**Dataset section:**

..........

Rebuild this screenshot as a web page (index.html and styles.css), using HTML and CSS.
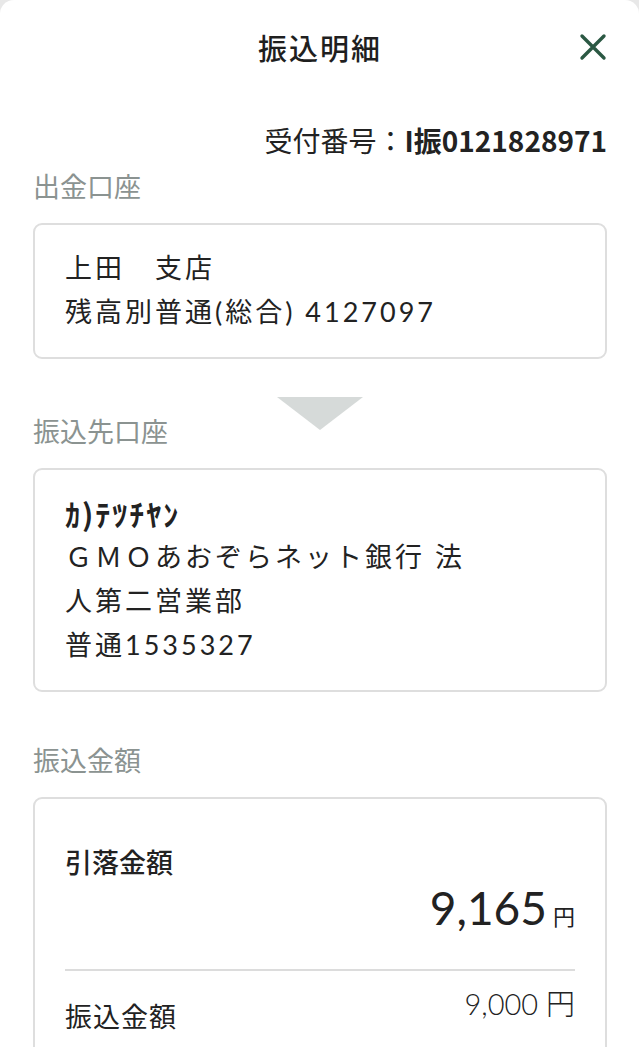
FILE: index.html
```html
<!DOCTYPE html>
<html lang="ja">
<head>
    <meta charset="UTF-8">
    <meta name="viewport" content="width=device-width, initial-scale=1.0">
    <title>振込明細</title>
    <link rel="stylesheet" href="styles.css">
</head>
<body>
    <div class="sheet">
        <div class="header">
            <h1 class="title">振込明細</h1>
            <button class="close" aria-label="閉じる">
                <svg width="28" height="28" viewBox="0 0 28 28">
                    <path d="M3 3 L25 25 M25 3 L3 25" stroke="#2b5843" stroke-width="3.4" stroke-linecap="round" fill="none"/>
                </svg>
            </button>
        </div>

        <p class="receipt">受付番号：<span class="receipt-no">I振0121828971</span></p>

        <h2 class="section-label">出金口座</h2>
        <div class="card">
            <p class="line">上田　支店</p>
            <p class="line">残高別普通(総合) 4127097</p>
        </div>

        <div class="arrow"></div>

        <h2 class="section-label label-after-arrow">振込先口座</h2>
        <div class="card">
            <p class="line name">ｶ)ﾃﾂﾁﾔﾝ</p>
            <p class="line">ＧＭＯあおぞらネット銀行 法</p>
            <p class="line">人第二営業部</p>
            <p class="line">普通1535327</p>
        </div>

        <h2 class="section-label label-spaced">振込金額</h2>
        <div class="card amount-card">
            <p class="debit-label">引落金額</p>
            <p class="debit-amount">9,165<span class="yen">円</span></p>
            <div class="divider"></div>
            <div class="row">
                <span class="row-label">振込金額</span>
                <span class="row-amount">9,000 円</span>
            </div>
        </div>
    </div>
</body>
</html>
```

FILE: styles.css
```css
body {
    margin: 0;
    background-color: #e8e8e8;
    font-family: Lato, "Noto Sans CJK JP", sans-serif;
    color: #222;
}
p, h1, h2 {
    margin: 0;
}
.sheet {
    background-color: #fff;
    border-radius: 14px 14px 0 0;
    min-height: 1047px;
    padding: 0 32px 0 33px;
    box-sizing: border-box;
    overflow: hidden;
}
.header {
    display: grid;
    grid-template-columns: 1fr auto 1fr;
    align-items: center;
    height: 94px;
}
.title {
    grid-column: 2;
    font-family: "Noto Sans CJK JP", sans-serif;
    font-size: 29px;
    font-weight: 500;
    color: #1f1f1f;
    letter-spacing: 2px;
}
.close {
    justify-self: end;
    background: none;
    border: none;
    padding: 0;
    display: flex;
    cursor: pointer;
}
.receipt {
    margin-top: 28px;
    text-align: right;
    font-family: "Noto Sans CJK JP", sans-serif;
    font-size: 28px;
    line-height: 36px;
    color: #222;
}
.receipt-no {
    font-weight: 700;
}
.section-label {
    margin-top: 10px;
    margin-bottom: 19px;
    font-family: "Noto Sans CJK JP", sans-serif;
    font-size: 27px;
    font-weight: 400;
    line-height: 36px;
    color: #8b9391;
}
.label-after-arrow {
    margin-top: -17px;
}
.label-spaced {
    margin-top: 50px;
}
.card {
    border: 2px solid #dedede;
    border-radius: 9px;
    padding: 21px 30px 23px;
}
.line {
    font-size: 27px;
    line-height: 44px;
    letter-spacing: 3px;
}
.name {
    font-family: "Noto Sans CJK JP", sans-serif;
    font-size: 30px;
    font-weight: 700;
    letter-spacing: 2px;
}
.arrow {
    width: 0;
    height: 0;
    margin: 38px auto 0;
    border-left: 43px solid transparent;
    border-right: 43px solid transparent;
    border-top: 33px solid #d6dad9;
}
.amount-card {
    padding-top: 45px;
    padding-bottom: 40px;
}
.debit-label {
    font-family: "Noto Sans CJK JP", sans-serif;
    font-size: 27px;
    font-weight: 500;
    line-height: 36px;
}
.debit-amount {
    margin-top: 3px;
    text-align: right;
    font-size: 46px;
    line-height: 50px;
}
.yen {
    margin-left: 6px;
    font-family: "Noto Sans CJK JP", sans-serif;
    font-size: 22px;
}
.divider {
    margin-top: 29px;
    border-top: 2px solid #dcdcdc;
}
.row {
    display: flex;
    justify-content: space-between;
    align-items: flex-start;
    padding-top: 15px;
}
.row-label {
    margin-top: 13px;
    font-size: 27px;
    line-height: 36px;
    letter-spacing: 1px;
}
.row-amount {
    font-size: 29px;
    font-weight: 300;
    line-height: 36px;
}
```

..........

**Work to do:** Replicate the material above verbatim; images stay out of the copy.

**Solution to this exercise:**
Rebuild this screenshot as a web page (index.html and styles.css), using HTML and CSS.
FILE: index.html
```html
<!DOCTYPE html>
<html lang="ja">
<head>
    <meta charset="UTF-8">
    <meta name="viewport" content="width=device-width, initial-scale=1.0">
    <title>振込明細</title>
    <link rel="stylesheet" href="styles.css">
</head>
<body>
    <div class="sheet">
        <div class="header">
            <h1 class="title">振込明細</h1>
            <button class="close" aria-label="閉じる">
                <svg width="28" height="28" viewBox="0 0 28 28">
                    <path d="M3 3 L25 25 M25 3 L3 25" stroke="#2b5843" stroke-width="3.4" stroke-linecap="round" fill="none"/>
                </svg>
            </button>
        </div>

        <p class="receipt">受付番号：<span class="receipt-no">I振0121828971</span></p>

        <h2 class="section-label">出金口座</h2>
        <div class="card">
            <p class="line">上田　支店</p>
            <p class="line">残高別普通(総合) 4127097</p>
        </div>

        <div class="arrow"></div>

        <h2 class="section-label label-after-arrow">振込先口座</h2>
        <div class="card">
            <p class="line name">ｶ)ﾃﾂﾁﾔﾝ</p>
            <p class="line">ＧＭＯあおぞらネット銀行 法</p>
            <p class="line">人第二営業部</p>
            <p class="line">普通1535327</p>
        </div>

        <h2 class="section-label label-spaced">振込金額</h2>
        <div class="card amount-card">
            <p class="debit-label">引落金額</p>
            <p class="debit-amount">9,165<span class="yen">円</span></p>
            <div class="divider"></div>
            <div class="row">
                <span class="row-label">振込金額</span>
                <span class="row-amount">9,000 円</span>
            </div>
        </div>
    </div>
</body>
</html>
```

FILE: styles.css
```css
body {
    margin: 0;
    background-color: #e8e8e8;
    font-family: Lato, "Noto Sans CJK JP", sans-serif;
    color: #222;
}
p, h1, h2 {
    margin: 0;
}
.sheet {
    background-color: #fff;
    border-radius: 14px 14px 0 0;
    min-height: 1047px;
    padding: 0 32px 0 33px;
    box-sizing: border-box;
    overflow: hidden;
}
.header {
    display: grid;
    grid-template-columns: 1fr auto 1fr;
    align-items: center;
    height: 94px;
}
.title {
    grid-column: 2;
    font-family: "Noto Sans CJK JP", sans-serif;
    font-size: 29px;
    font-weight: 500;
    color: #1f1f1f;
    letter-spacing: 2px;
}
.close {
    justify-self: end;
    background: none;
    border: none;
    padding: 0;
    display: flex;
    cursor: pointer;
}
.receipt {
    margin-top: 28px;
    text-align: right;
    font-family: "Noto Sans CJK JP", sans-serif;
    font-size: 28px;
    line-height: 36px;
    color: #222;
}
.receipt-no {
    font-weight: 700;
}
.section-label {
    margin-top: 10px;
    margin-bottom: 19px;
    font-family: "Noto Sans CJK JP", sans-serif;
    font-size: 27px;
    font-weight: 400;
    line-height: 36px;
    color: #8b9391;
}
.label-after-arrow {
    margin-top: -17px;
}
.label-spaced {
    margin-top: 50px;
}
.card {
    border: 2px solid #dedede;
    border-radius: 9px;
    padding: 21px 30px 23px;
}
.line {
    font-size: 27px;
    line-height: 44px;
    letter-spacing: 3px;
}
.name {
    font-family: "Noto Sans CJK JP", sans-serif;
    font-size: 30px;
    font-weight: 700;
    letter-spacing: 2px;
}
.arrow {
    width: 0;
    height: 0;
    margin: 38px auto 0;
    border-left: 43px solid transparent;
    border-right: 43px solid transparent;
    border-top: 33px solid #d6dad9;
}
.amount-card {
    padding-top: 45px;
    padding-bottom: 40px;
}
.debit-label {
    font-family: "Noto Sans CJK JP", sans-serif;
    font-size: 27px;
    font-weight: 500;
    line-height: 36px;
}
.debit-amount {
    margin-top: 3px;
    text-align: right;
    font-size: 46px;
    line-height: 50px;
}
.yen {
    margin-left: 6px;
    font-family: "Noto Sans CJK JP", sans-serif;
    font-size: 22px;
}
.divider {
    margin-top: 29px;
    border-top: 2px solid #dcdcdc;
}
.row {
    display: flex;
    justify-content: space-between;
    align-items: flex-start;
    padding-top: 15px;
}
.row-label {
    margin-top: 13px;
    font-size: 27px;
    line-height: 36px;
    letter-spacing: 1px;
}
.row-amount {
    font-size: 29px;
    font-weight: 300;
    line-height: 36px;
}
```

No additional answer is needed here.